What does the Justice Department have to say about the detainees and their status under U.S. treaty law and so-called customary international law? Justice's Office of Legal Counsel is in charge of providing authoritative answers to the U.S. government on legal questions. A department spokesman told me OLC has opined on the matter, but the department refuses to release the memorandum or discuss its contents. To
be sure, many OLC memoranda never get published. But the last one posted on the Justice Department website on any subject is from September 2000, i.e., during the Clinton administration. And the question of the legal status of the detainees is, after all, a matter of some public interest. Why the secrecy? Law isn't spycraft.

The essential substantive question is whether the detainees in Cuba merit the status of "prisoners of war" under the provisions of the third Geneva Convention of 1949. The administration says absolutely not, there is no doubt whatsoever that they do not qualify for prisoner status and are, instead, "unlawful combatants." The certitude the administration has expressed is of critical importance, because in case of "any doubt," according to Article 5 of the convention, the detainees are entitled to a finding on the question by a "competent tribunal" as well as to be treated as POWs until that finding is made. The U.S. government isn't convening any such tribunals.
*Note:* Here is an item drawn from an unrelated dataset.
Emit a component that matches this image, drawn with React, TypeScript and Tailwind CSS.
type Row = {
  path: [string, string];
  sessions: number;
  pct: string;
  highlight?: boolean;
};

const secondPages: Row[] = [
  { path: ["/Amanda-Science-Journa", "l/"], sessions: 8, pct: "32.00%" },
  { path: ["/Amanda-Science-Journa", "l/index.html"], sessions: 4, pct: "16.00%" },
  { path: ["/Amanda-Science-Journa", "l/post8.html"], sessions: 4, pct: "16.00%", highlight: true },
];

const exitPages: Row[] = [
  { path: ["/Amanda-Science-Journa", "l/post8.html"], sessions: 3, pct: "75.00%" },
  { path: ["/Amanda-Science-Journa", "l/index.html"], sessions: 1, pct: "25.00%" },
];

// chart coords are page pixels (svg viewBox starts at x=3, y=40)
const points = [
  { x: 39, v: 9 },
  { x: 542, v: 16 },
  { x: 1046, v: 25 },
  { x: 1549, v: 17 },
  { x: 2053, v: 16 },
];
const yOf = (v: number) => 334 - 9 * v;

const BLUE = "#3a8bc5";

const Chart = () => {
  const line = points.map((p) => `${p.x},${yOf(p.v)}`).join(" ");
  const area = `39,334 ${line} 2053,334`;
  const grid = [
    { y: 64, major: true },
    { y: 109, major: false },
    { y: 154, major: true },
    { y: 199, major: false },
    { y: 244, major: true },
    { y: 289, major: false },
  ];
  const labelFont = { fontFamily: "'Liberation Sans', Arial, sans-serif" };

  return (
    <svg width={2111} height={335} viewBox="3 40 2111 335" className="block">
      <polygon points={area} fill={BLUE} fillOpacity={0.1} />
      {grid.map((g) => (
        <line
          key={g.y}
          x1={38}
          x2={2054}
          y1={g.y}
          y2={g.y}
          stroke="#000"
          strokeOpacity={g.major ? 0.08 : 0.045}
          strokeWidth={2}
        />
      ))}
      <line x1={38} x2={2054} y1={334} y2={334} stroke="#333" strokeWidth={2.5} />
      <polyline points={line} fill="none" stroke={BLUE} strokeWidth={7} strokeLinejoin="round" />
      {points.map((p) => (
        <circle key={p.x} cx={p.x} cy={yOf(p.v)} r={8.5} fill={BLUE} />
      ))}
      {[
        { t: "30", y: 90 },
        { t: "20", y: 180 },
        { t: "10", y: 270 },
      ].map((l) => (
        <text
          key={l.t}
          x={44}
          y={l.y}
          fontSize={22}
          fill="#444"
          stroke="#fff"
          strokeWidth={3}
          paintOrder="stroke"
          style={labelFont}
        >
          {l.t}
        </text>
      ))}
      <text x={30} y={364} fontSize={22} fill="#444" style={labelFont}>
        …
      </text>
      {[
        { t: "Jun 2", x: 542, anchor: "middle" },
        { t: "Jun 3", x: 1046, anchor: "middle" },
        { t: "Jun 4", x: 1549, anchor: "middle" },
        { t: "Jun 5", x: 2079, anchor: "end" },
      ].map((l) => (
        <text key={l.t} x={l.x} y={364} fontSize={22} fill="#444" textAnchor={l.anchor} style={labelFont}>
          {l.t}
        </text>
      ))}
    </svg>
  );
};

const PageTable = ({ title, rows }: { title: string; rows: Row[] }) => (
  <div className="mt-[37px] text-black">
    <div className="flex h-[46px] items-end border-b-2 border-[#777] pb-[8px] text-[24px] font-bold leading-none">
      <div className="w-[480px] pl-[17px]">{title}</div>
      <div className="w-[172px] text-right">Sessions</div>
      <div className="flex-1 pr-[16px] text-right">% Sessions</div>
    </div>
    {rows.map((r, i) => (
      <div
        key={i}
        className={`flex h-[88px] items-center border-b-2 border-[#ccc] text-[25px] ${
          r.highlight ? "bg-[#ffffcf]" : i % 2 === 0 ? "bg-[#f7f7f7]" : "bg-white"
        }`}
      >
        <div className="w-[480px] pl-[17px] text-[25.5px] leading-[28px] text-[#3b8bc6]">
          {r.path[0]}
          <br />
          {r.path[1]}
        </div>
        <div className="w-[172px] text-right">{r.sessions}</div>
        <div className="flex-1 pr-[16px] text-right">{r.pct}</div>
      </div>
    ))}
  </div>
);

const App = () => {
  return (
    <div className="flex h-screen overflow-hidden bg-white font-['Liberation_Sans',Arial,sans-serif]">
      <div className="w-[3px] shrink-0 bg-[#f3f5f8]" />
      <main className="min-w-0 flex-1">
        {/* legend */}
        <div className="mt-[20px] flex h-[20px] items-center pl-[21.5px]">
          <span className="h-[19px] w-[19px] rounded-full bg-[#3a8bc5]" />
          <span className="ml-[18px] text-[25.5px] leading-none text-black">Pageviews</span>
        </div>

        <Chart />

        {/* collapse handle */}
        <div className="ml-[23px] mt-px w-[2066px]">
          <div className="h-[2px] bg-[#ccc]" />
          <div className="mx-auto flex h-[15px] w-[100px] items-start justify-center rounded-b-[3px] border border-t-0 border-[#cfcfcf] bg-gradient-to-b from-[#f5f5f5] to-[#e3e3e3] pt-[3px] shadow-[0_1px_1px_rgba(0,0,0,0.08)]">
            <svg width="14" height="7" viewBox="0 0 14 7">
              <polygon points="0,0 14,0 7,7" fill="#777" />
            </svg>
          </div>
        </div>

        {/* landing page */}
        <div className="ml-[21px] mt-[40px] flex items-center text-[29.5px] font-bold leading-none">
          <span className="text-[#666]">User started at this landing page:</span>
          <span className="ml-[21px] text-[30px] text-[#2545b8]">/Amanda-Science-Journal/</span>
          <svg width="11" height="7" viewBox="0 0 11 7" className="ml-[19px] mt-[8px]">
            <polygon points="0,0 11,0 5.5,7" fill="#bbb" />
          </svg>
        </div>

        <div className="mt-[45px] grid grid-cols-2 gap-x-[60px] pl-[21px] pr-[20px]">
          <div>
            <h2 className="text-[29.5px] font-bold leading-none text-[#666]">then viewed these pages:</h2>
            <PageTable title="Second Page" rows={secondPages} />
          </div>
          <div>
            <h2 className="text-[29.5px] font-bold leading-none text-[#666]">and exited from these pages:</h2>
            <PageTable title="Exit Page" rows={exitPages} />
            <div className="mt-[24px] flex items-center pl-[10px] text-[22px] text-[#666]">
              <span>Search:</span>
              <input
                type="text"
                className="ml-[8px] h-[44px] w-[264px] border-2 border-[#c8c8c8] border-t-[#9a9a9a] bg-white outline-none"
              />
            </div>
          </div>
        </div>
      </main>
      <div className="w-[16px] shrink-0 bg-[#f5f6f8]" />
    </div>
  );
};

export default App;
Whence comes the certitude? It's hard to know with, well, certainty, given the secrecy of the legal briefs, but comments by administration officials suggest that the detainees are members of organizations--al Qaeda and the Taliban--that the administration does not regard as armed forces for purposes of the treaty. Nor do they meet the Article 4 criteria for granting POW protections to members of militias and volunteer corps, namely: "(a) that of being commanded by a person responsible for his subordinates; (b) that of having a fixed distinctive sign recognizable at a distance; (c) that of carrying arms openly; (d) that of conducting their operations in accordance with the laws and customs of war."